>> Start
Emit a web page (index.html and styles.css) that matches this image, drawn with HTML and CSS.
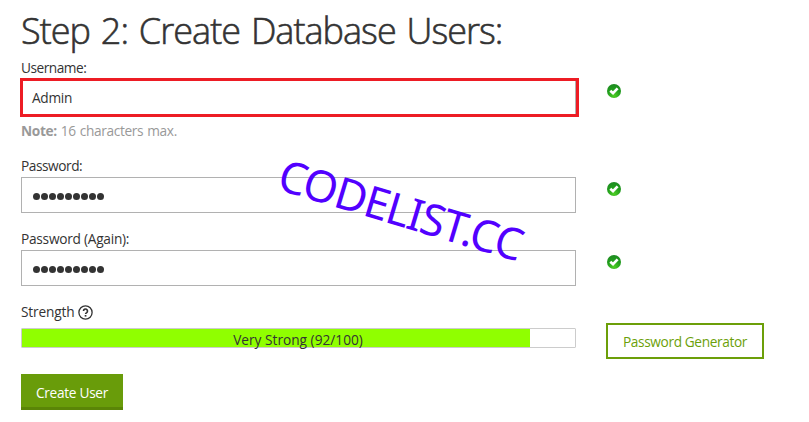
FILE: index.html
```html
<!DOCTYPE html>
<html lang="en">
<head>
<meta charset="utf-8">
<title>Create Database Users</title>
<link rel="stylesheet" href="styles.css">
</head>
<body>
<svg class="defs" aria-hidden="true">
  <defs>
    <radialGradient id="green" cx=".5" cy=".85" r=".85">
      <stop offset="0" stop-color="#4fd024"/>
      <stop offset=".55" stop-color="#219e1c"/>
      <stop offset="1" stop-color="#1d8a22"/>
    </radialGradient>
    <symbol id="ok" viewBox="0 0 14 14">
      <circle cx="7" cy="7" r="7" fill="url(#green)"/>
      <path d="M3.3 6.8 6 9.2l4.6-4.8" fill="none" stroke="#fff" stroke-width="2.7"/>
    </symbol>
  </defs>
</svg>
<main class="page">
  <h1><span class="title">Step 2: Create Database Users:</span></h1>
  <form class="form">
    <div class="row username">
      <label><span class="t-user">Username:</span></label>
      <div class="field highlighted"><span class="t-admin">Admin</span></div>
      <svg class="ok"><use href="#ok"/></svg>
      <p class="note"><span class="t-note"><b>Note:</b> 16 characters max.</span></p>
    </div>
    <div class="row password">
      <label><span class="t-pass">Password:</span></label>
      <div class="field dots"><i></i><i></i><i></i><i></i><i></i><i></i><i></i><i></i><i></i></div>
      <svg class="ok"><use href="#ok"/></svg>
    </div>
    <div class="row password">
      <label><span class="t-again">Password (Again):</span></label>
      <div class="field dots"><i></i><i></i><i></i><i></i><i></i><i></i><i></i><i></i><i></i></div>
      <svg class="ok"><use href="#ok"/></svg>
    </div>
    <div class="row strength">
      <label><span class="t-strength">Strength</span>
        <svg class="help" viewBox="0 0 15 15"><circle cx="7.5" cy="7.5" r="6.6" fill="none" stroke="#333" stroke-width="1.3"/><path d="M5.5 6a2 2 0 1 1 3.2 1.6c-.8.5-1.1.8-1.1 1.5" fill="none" stroke="#333" stroke-width="1.6"/><path d="M6.7 10h1.7v1.6H6.7z" fill="#333"/></svg>
      </label>
      <div class="meter"><div class="fill" style="width:92%"></div><span class="t-meter">Very Strong (92/100)</span></div>
      <button type="button" class="generator"><span class="t-gen">Password Generator</span></button>
    </div>
    <button type="button" class="create"><span class="t-create">Create User</span></button>
  </form>
  <div class="watermark">CODELIST.CC</div>
</main>
</body>
</html>
```
FILE: styles.css
```css
* { box-sizing: border-box; }
body {
  margin: 0;
  background: #fff;
  color: #333;
  font: 13.7px/20px "Open Sans", "Noto Sans", sans-serif;
}
.defs { position: absolute; width: 0; height: 0; }
.page { position: relative; width: 809px; height: 422px; padding: 6px 21px 0; overflow: hidden; }
h1 { margin: 0; height: 52px; font-size: 36px; line-height: 49px; font-weight: 300; white-space: nowrap; }
.title { letter-spacing: -.98px; word-spacing: 2.5px; -webkit-text-stroke: .6px #333; }
.row { display: grid; grid-template-columns: 555px 158px; column-gap: 30px; align-items: start; white-space: nowrap; }
.username { height: 98px; grid-template-rows: 21px 36px 41px; }
.password { height: 73px; grid-template-rows: 21px 52px; }
.strength { height: 74px; grid-template-rows: 26px 48px; }
label { grid-column: 1 / -1; display: flex; }
.t-user { letter-spacing: -.5px; }
.t-pass { letter-spacing: -.45px; }
.t-again { letter-spacing: -.25px; }
.t-strength { letter-spacing: -.15px; }
.t-note { letter-spacing: -.35px; word-spacing: .8px; }
.t-gen { letter-spacing: -.38px; }
.t-create { letter-spacing: -.3px; }
.t-admin { letter-spacing: -.3px; }
.field { display: flex; align-items: center; height: 36px; padding: 2px 10px 0; border: 1px solid #b1b1b1; }
.highlighted { position: relative; }
.highlighted::after { content: ""; position: absolute; inset: -2px -4px -3px -2px; border: 3px solid #ed1c24; }
.ok { width: 14px; height: 14px; margin: 5px 0 0 1px; }
.note { margin: 0; padding-top: 6px; grid-column: 1; color: #999; }
.dots { gap: 1px; padding-top: 3px; padding-left: 11px; }
.dots i { width: 7px; height: 7px; border-radius: 50%; background: #333; }
.help { width: 15px; height: 15px; margin: 3px 0 0 3px; }
.meter { position: relative; height: 20px; padding-right: 1px; border: 1px solid #ccc; border-radius: 1px; text-align: center; line-height: 22px; }
.fill { position: absolute; inset: 0 auto 0 0; max-width: 508px; background: #90ff00; }
.meter span { position: relative; }
button { font: inherit; padding: 0; white-space: nowrap; }
.generator { width: 158px; height: 36px; margin-top: -5px; padding-top: 2px; border: 2px solid #6c9f09; background: #fff; color: #6c9f09; }
.create { display: block; width: 102px; height: 36px; margin-top: -2px; padding-top: 4px; border: 0; border-bottom: 3px solid #5a8507; background: #699c0a; color: #fff; }
.watermark { position: absolute; left: 275px; top: 179px; height: 60px; font: 400 44px/60px "Noto Sans", sans-serif; color: #5200ff; white-space: nowrap; transform: rotate(16.7deg); letter-spacing: -1.3px; }
```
>> End
Leaving out the pictures, repeat the data above exactly.

Final result:
Emit a web page (index.html and styles.css) that matches this image, drawn with HTML and CSS.
FILE: index.html
```html
<!DOCTYPE html>
<html lang="en">
<head>
<meta charset="utf-8">
<title>Create Database Users</title>
<link rel="stylesheet" href="styles.css">
</head>
<body>
<svg class="defs" aria-hidden="true">
  <defs>
    <radialGradient id="green" cx=".5" cy=".85" r=".85">
      <stop offset="0" stop-color="#4fd024"/>
      <stop offset=".55" stop-color="#219e1c"/>
      <stop offset="1" stop-color="#1d8a22"/>
    </radialGradient>
    <symbol id="ok" viewBox="0 0 14 14">
      <circle cx="7" cy="7" r="7" fill="url(#green)"/>
      <path d="M3.3 6.8 6 9.2l4.6-4.8" fill="none" stroke="#fff" stroke-width="2.7"/>
    </symbol>
  </defs>
</svg>
<main class="page">
  <h1><span class="title">Step 2: Create Database Users:</span></h1>
  <form class="form">
    <div class="row username">
      <label><span class="t-user">Username:</span></label>
      <div class="field highlighted"><span class="t-admin">Admin</span></div>
      <svg class="ok"><use href="#ok"/></svg>
      <p class="note"><span class="t-note"><b>Note:</b> 16 characters max.</span></p>
    </div>
    <div class="row password">
      <label><span class="t-pass">Password:</span></label>
      <div class="field dots"><i></i><i></i><i></i><i></i><i></i><i></i><i></i><i></i><i></i></div>
      <svg class="ok"><use href="#ok"/></svg>
    </div>
    <div class="row password">
      <label><span class="t-again">Password (Again):</span></label>
      <div class="field dots"><i></i><i></i><i></i><i></i><i></i><i></i><i></i><i></i><i></i></div>
      <svg class="ok"><use href="#ok"/></svg>
    </div>
    <div class="row strength">
      <label><span class="t-strength">Strength</span>
        <svg class="help" viewBox="0 0 15 15"><circle cx="7.5" cy="7.5" r="6.6" fill="none" stroke="#333" stroke-width="1.3"/><path d="M5.5 6a2 2 0 1 1 3.2 1.6c-.8.5-1.1.8-1.1 1.5" fill="none" stroke="#333" stroke-width="1.6"/><path d="M6.7 10h1.7v1.6H6.7z" fill="#333"/></svg>
      </label>
      <div class="meter"><div class="fill" style="width:92%"></div><span class="t-meter">Very Strong (92/100)</span></div>
      <button type="button" class="generator"><span class="t-gen">Password Generator</span></button>
    </div>
    <button type="button" class="create"><span class="t-create">Create User</span></button>
  </form>
  <div class="watermark">CODELIST.CC</div>
</main>
</body>
</html>
```
FILE: styles.css
```css
* { box-sizing: border-box; }
body {
  margin: 0;
  background: #fff;
  color: #333;
  font: 13.7px/20px "Open Sans", "Noto Sans", sans-serif;
}
.defs { position: absolute; width: 0; height: 0; }
.page { position: relative; width: 809px; height: 422px; padding: 6px 21px 0; overflow: hidden; }
h1 { margin: 0; height: 52px; font-size: 36px; line-height: 49px; font-weight: 300; white-space: nowrap; }
.title { letter-spacing: -.98px; word-spacing: 2.5px; -webkit-text-stroke: .6px #333; }
.row { display: grid; grid-template-columns: 555px 158px; column-gap: 30px; align-items: start; white-space: nowrap; }
.username { height: 98px; grid-template-rows: 21px 36px 41px; }
.password { height: 73px; grid-template-rows: 21px 52px; }
.strength { height: 74px; grid-template-rows: 26px 48px; }
label { grid-column: 1 / -1; display: flex; }
.t-user { letter-spacing: -.5px; }
.t-pass { letter-spacing: -.45px; }
.t-again { letter-spacing: -.25px; }
.t-strength { letter-spacing: -.15px; }
.t-note { letter-spacing: -.35px; word-spacing: .8px; }
.t-gen { letter-spacing: -.38px; }
.t-create { letter-spacing: -.3px; }
.t-admin { letter-spacing: -.3px; }
.field { display: flex; align-items: center; height: 36px; padding: 2px 10px 0; border: 1px solid #b1b1b1; }
.highlighted { position: relative; }
.highlighted::after { content: ""; position: absolute; inset: -2px -4px -3px -2px; border: 3px solid #ed1c24; }
.ok { width: 14px; height: 14px; margin: 5px 0 0 1px; }
.note { margin: 0; padding-top: 6px; grid-column: 1; color: #999; }
.dots { gap: 1px; padding-top: 3px; padding-left: 11px; }
.dots i { width: 7px; height: 7px; border-radius: 50%; background: #333; }
.help { width: 15px; height: 15px; margin: 3px 0 0 3px; }
.meter { position: relative; height: 20px; padding-right: 1px; border: 1px solid #ccc; border-radius: 1px; text-align: center; line-height: 22px; }
.fill { position: absolute; inset: 0 auto 0 0; max-width: 508px; background: #90ff00; }
.meter span { position: relative; }
button { font: inherit; padding: 0; white-space: nowrap; }
.generator { width: 158px; height: 36px; margin-top: -5px; padding-top: 2px; border: 2px solid #6c9f09; background: #fff; color: #6c9f09; }
.create { display: block; width: 102px; height: 36px; margin-top: -2px; padding-top: 4px; border: 0; border-bottom: 3px solid #5a8507; background: #699c0a; color: #fff; }
.watermark { position: absolute; left: 275px; top: 179px; height: 60px; font: 400 44px/60px "Noto Sans", sans-serif; color: #5200ff; white-space: nowrap; transform: rotate(16.7deg); letter-spacing: -1.3px; }
```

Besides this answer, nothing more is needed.